### INFORMATION SUPPLIED
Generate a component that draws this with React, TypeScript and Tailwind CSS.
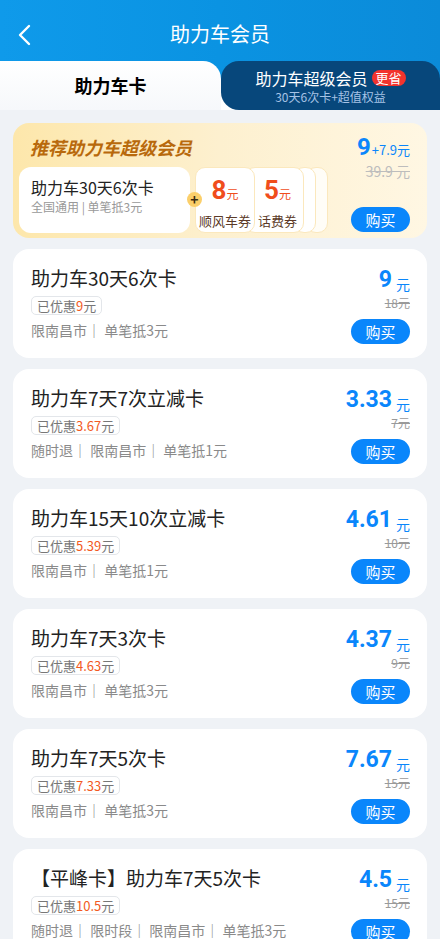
const cn = '"Noto Sans CJK SC", "Noto Sans", sans-serif';
const num = 'Roboto, "Noto Sans CJK SC", sans-serif';

interface CardData {
  title: string;
  saved: string;
  tags: string[];
  price: string;
  origin: string;
}

const cards: CardData[] = [
  { title: '助力车30天6次卡', saved: '9', tags: ['限南昌市', '单笔抵3元'], price: '9', origin: '18元' },
  { title: '助力车7天7次立减卡', saved: '3.67', tags: ['随时退', '限南昌市', '单笔抵1元'], price: '3.33', origin: '7元' },
  { title: '助力车15天10次立减卡', saved: '5.39', tags: ['限南昌市', '单笔抵1元'], price: '4.61', origin: '10元' },
  { title: '助力车7天3次卡', saved: '4.63', tags: ['限南昌市', '单笔抵3元'], price: '4.37', origin: '9元' },
  { title: '助力车7天5次卡', saved: '7.33', tags: ['限南昌市', '单笔抵3元'], price: '7.67', origin: '15元' },
  { title: '【平峰卡】助力车7天5次卡', saved: '10.5', tags: ['随时退', '限时段', '限南昌市', '单笔抵3元'], price: '4.5', origin: '15元' },
];

function BuyButton() {
  return (
    <button className="w-[59px] h-[25px] rounded-full bg-[#0a86fb] text-white text-[15px] leading-[25px]">
      购买
    </button>
  );
}

function CardItem({ card }: { card: CardData }) {
  return (
    <div className="h-[109px] shrink-0 bg-white rounded-[16px] pl-[18px] pr-[17px] pt-[16px] flex justify-between">
      <div className="flex flex-col items-start">
        <div className="text-[19px] leading-[26px] text-[#222]">{card.title}</div>
        <div className="mt-[5px] h-[19px] px-[5px] border border-[#e3e6ea] rounded-[5px] text-[13px] leading-[17px] text-[#777]">
          已优惠<span className="text-[#f25a22]">{card.saved}</span>元
        </div>
        <div className="mt-[5px] text-[14px] leading-[20px] text-[#8a8a8a] whitespace-pre">
          {card.tags.join('｜ ')}
        </div>
      </div>
      <div className="flex flex-col items-end">
        <div className="h-[30px] flex items-end text-[#0a86fb]">
          <span className="text-[23px] leading-[30px] font-bold" style={{ fontFamily: num }}>{card.price}</span>
          <span className="text-[14px] leading-[22px] ml-[4px]">元</span>
        </div>
        <div className="text-[12px] leading-[16px] text-[#9a9a9a] line-through">{card.origin}</div>
        <div className="mt-[8px]">
          <BuyButton />
        </div>
      </div>
    </div>
  );
}

function SuperCard() {
  return (
    <div className="h-[115px] rounded-[16px] bg-gradient-to-r from-[#fde7ab] via-[#fdf0cf] to-[#fff7e3] pl-[6px] pr-[17px] flex justify-between">
      <div className="flex flex-col">
        <div className="h-[44px] pl-[11px] pt-[11px] text-[18px] leading-[26px] font-bold text-[#b8690c] italic">
          推荐助力车超级会员
        </div>
        <div className="flex items-start">
          <div className="w-[171px] h-[66px] bg-white rounded-[12px] pl-[12px] pt-[9px]">
            <div className="text-[16px] leading-[22px] text-[#222]">助力车30天6次卡</div>
            <div className="text-[12px] leading-[18px] text-[#999] whitespace-pre">全国通用 | 单笔抵3元</div>
          </div>
          <div className="relative flex">
            <div className="absolute left-[-3px] top-[25px] z-20 w-[15px] h-[15px] rounded-full bg-[#fbcf6a] text-[#3a2a10] text-[14px] leading-[14px] text-center font-bold">
              +
            </div>
            <div className="relative z-10 ml-[5px] w-[60px] h-[66px] bg-white rounded-[10px] border border-[#fbe8bd] flex flex-col items-center pt-[8px]">
              <div className="text-[#f04d1c] leading-[28px]">
                <span className="text-[26px] font-bold" style={{ fontFamily: num }}>8</span>
                <span className="text-[12px]">元</span>
              </div>
              <div className="text-[13px] leading-[18px] text-[#5b3a28] mt-[4px] whitespace-nowrap">顺风车券</div>
            </div>
            <div className="relative z-[5] -ml-[10px] w-[59px] h-[66px] bg-white rounded-[10px] border border-[#fbe8bd] flex flex-col items-center pt-[8px] pl-[6px]">
              <div className="text-[#f04d1c] leading-[28px]">
                <span className="text-[26px] font-bold" style={{ fontFamily: num }}>5</span>
                <span className="text-[12px]">元</span>
              </div>
              <div className="text-[13px] leading-[18px] text-[#5b3a28] mt-[4px] whitespace-nowrap">话费券</div>
            </div>
            <div className="relative z-[4] -ml-[10px] w-[22px] h-[66px] bg-white rounded-[10px] border border-[#fbe8bd]" />
            <div className="relative z-[3] -ml-[10px] w-[22px] h-[66px] bg-[#fffdf7] rounded-[10px] border border-[#fbe8bd]" />
          </div>
        </div>
      </div>
      <div className="flex flex-col items-end pt-[10px]">
        <div className="flex items-end text-[#0a86fb] h-[28px]">
          <span className="text-[24px] leading-[28px] font-bold" style={{ fontFamily: num }}>9</span>
          <span className="text-[13px] leading-[22px] ml-[1px]">+7.9元</span>
        </div>
        <div className="text-[14px] leading-[20px] text-[#bdbdbd] line-through whitespace-pre">39.9 元</div>
        <div className="mt-[26px]">
          <BuyButton />
        </div>
      </div>
    </div>
  );
}

export default function App() {
  return (
    <div className="w-[440px] h-[939px] overflow-hidden bg-[#eff2f6]" style={{ fontFamily: cn }}>
      {/* header */}
      <div className="bg-gradient-to-r from-[#0f9aea] via-[#0a93e2] to-[#0b8bd9]">
        <div className="h-[61px] relative flex items-center justify-center">
          <svg className="absolute left-[17px] top-[24px]" width="14" height="22" viewBox="0 0 14 22" fill="none">
            <path d="M12 2 L3 11 L12 20" stroke="white" strokeWidth="2.4" strokeLinecap="round" strokeLinejoin="round" />
          </svg>
          <div className="text-white text-[20px] leading-[28px] mt-[6px]">助力车会员</div>
        </div>
        <div className="h-[49px] flex bg-[linear-gradient(to_bottom,transparent_50%,#ffffff_50%)]">
          <div className="w-[221px] bg-gradient-to-b from-white to-[#f6f8fb] rounded-tr-[18px] flex items-center justify-center">
            <span className="text-[18px] font-bold text-black">助力车卡</span>
          </div>
          <div className="flex-1 bg-[#07477b] rounded-t-[18px] rounded-bl-[18px] flex flex-col items-center pt-[6px]">
            <div className="flex items-center">
              <span className="text-white text-[16px] leading-[22px]">助力车超级会员</span>
              <span className="ml-[4px] h-[16px] px-[4px] rounded-full bg-[#f2332d] text-white text-[13px] leading-[16px]">更省</span>
            </div>
            <div className="text-[12px] leading-[16px] text-[#a6c3e6]">30天6次卡+超值权益</div>
          </div>
        </div>
      </div>
      {/* content */}
      <div className="px-[13px] pt-[13px] flex flex-col gap-[11px]">
        <SuperCard />
        {cards.map((c, i) => (
          <CardItem key={i} card={c} />
        ))}
      </div>
    </div>
  );
}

### GOAL
Transcribe all of the material exactly, leaving out whatever pictures it contains.

### COMPLETE ANSWER
Generate a component that draws this with React, TypeScript and Tailwind CSS.
const cn = '"Noto Sans CJK SC", "Noto Sans", sans-serif';
const num = 'Roboto, "Noto Sans CJK SC", sans-serif';

interface CardData {
  title: string;
  saved: string;
  tags: string[];
  price: string;
  origin: string;
}

const cards: CardData[] = [
  { title: '助力车30天6次卡', saved: '9', tags: ['限南昌市', '单笔抵3元'], price: '9', origin: '18元' },
  { title: '助力车7天7次立减卡', saved: '3.67', tags: ['随时退', '限南昌市', '单笔抵1元'], price: '3.33', origin: '7元' },
  { title: '助力车15天10次立减卡', saved: '5.39', tags: ['限南昌市', '单笔抵1元'], price: '4.61', origin: '10元' },
  { title: '助力车7天3次卡', saved: '4.63', tags: ['限南昌市', '单笔抵3元'], price: '4.37', origin: '9元' },
  { title: '助力车7天5次卡', saved: '7.33', tags: ['限南昌市', '单笔抵3元'], price: '7.67', origin: '15元' },
  { title: '【平峰卡】助力车7天5次卡', saved: '10.5', tags: ['随时退', '限时段', '限南昌市', '单笔抵3元'], price: '4.5', origin: '15元' },
];

function BuyButton() {
  return (
    <button className="w-[59px] h-[25px] rounded-full bg-[#0a86fb] text-white text-[15px] leading-[25px]">
      购买
    </button>
  );
}

function CardItem({ card }: { card: CardData }) {
  return (
    <div className="h-[109px] shrink-0 bg-white rounded-[16px] pl-[18px] pr-[17px] pt-[16px] flex justify-between">
      <div className="flex flex-col items-start">
        <div className="text-[19px] leading-[26px] text-[#222]">{card.title}</div>
        <div className="mt-[5px] h-[19px] px-[5px] border border-[#e3e6ea] rounded-[5px] text-[13px] leading-[17px] text-[#777]">
          已优惠<span className="text-[#f25a22]">{card.saved}</span>元
        </div>
        <div className="mt-[5px] text-[14px] leading-[20px] text-[#8a8a8a] whitespace-pre">
          {card.tags.join('｜ ')}
        </div>
      </div>
      <div className="flex flex-col items-end">
        <div className="h-[30px] flex items-end text-[#0a86fb]">
          <span className="text-[23px] leading-[30px] font-bold" style={{ fontFamily: num }}>{card.price}</span>
          <span className="text-[14px] leading-[22px] ml-[4px]">元</span>
        </div>
        <div className="text-[12px] leading-[16px] text-[#9a9a9a] line-through">{card.origin}</div>
        <div className="mt-[8px]">
          <BuyButton />
        </div>
      </div>
    </div>
  );
}

function SuperCard() {
  return (
    <div className="h-[115px] rounded-[16px] bg-gradient-to-r from-[#fde7ab] via-[#fdf0cf] to-[#fff7e3] pl-[6px] pr-[17px] flex justify-between">
      <div className="flex flex-col">
        <div className="h-[44px] pl-[11px] pt-[11px] text-[18px] leading-[26px] font-bold text-[#b8690c] italic">
          推荐助力车超级会员
        </div>
        <div className="flex items-start">
          <div className="w-[171px] h-[66px] bg-white rounded-[12px] pl-[12px] pt-[9px]">
            <div className="text-[16px] leading-[22px] text-[#222]">助力车30天6次卡</div>
            <div className="text-[12px] leading-[18px] text-[#999] whitespace-pre">全国通用 | 单笔抵3元</div>
          </div>
          <div className="relative flex">
            <div className="absolute left-[-3px] top-[25px] z-20 w-[15px] h-[15px] rounded-full bg-[#fbcf6a] text-[#3a2a10] text-[14px] leading-[14px] text-center font-bold">
              +
            </div>
            <div className="relative z-10 ml-[5px] w-[60px] h-[66px] bg-white rounded-[10px] border border-[#fbe8bd] flex flex-col items-center pt-[8px]">
              <div className="text-[#f04d1c] leading-[28px]">
                <span className="text-[26px] font-bold" style={{ fontFamily: num }}>8</span>
                <span className="text-[12px]">元</span>
              </div>
              <div className="text-[13px] leading-[18px] text-[#5b3a28] mt-[4px] whitespace-nowrap">顺风车券</div>
            </div>
            <div className="relative z-[5] -ml-[10px] w-[59px] h-[66px] bg-white rounded-[10px] border border-[#fbe8bd] flex flex-col items-center pt-[8px] pl-[6px]">
              <div className="text-[#f04d1c] leading-[28px]">
                <span className="text-[26px] font-bold" style={{ fontFamily: num }}>5</span>
                <span className="text-[12px]">元</span>
              </div>
              <div className="text-[13px] leading-[18px] text-[#5b3a28] mt-[4px] whitespace-nowrap">话费券</div>
            </div>
            <div className="relative z-[4] -ml-[10px] w-[22px] h-[66px] bg-white rounded-[10px] border border-[#fbe8bd]" />
            <div className="relative z-[3] -ml-[10px] w-[22px] h-[66px] bg-[#fffdf7] rounded-[10px] border border-[#fbe8bd]" />
          </div>
        </div>
      </div>
      <div className="flex flex-col items-end pt-[10px]">
        <div className="flex items-end text-[#0a86fb] h-[28px]">
          <span className="text-[24px] leading-[28px] font-bold" style={{ fontFamily: num }}>9</span>
          <span className="text-[13px] leading-[22px] ml-[1px]">+7.9元</span>
        </div>
        <div className="text-[14px] leading-[20px] text-[#bdbdbd] line-through whitespace-pre">39.9 元</div>
        <div className="mt-[26px]">
          <BuyButton />
        </div>
      </div>
    </div>
  );
}

export default function App() {
  return (
    <div className="w-[440px] h-[939px] overflow-hidden bg-[#eff2f6]" style={{ fontFamily: cn }}>
      {/* header */}
      <div className="bg-gradient-to-r from-[#0f9aea] via-[#0a93e2] to-[#0b8bd9]">
        <div className="h-[61px] relative flex items-center justify-center">
          <svg className="absolute left-[17px] top-[24px]" width="14" height="22" viewBox="0 0 14 22" fill="none">
            <path d="M12 2 L3 11 L12 20" stroke="white" strokeWidth="2.4" strokeLinecap="round" strokeLinejoin="round" />
          </svg>
          <div className="text-white text-[20px] leading-[28px] mt-[6px]">助力车会员</div>
        </div>
        <div className="h-[49px] flex bg-[linear-gradient(to_bottom,transparent_50%,#ffffff_50%)]">
          <div className="w-[221px] bg-gradient-to-b from-white to-[#f6f8fb] rounded-tr-[18px] flex items-center justify-center">
            <span className="text-[18px] font-bold text-black">助力车卡</span>
          </div>
          <div className="flex-1 bg-[#07477b] rounded-t-[18px] rounded-bl-[18px] flex flex-col items-center pt-[6px]">
            <div className="flex items-center">
              <span className="text-white text-[16px] leading-[22px]">助力车超级会员</span>
              <span className="ml-[4px] h-[16px] px-[4px] rounded-full bg-[#f2332d] text-white text-[13px] leading-[16px]">更省</span>
            </div>
            <div className="text-[12px] leading-[16px] text-[#a6c3e6]">30天6次卡+超值权益</div>
          </div>
        </div>
      </div>
      {/* content */}
      <div className="px-[13px] pt-[13px] flex flex-col gap-[11px]">
        <SuperCard />
        {cards.map((c, i) => (
          <CardItem key={i} card={c} />
        ))}
      </div>
    </div>
  );
}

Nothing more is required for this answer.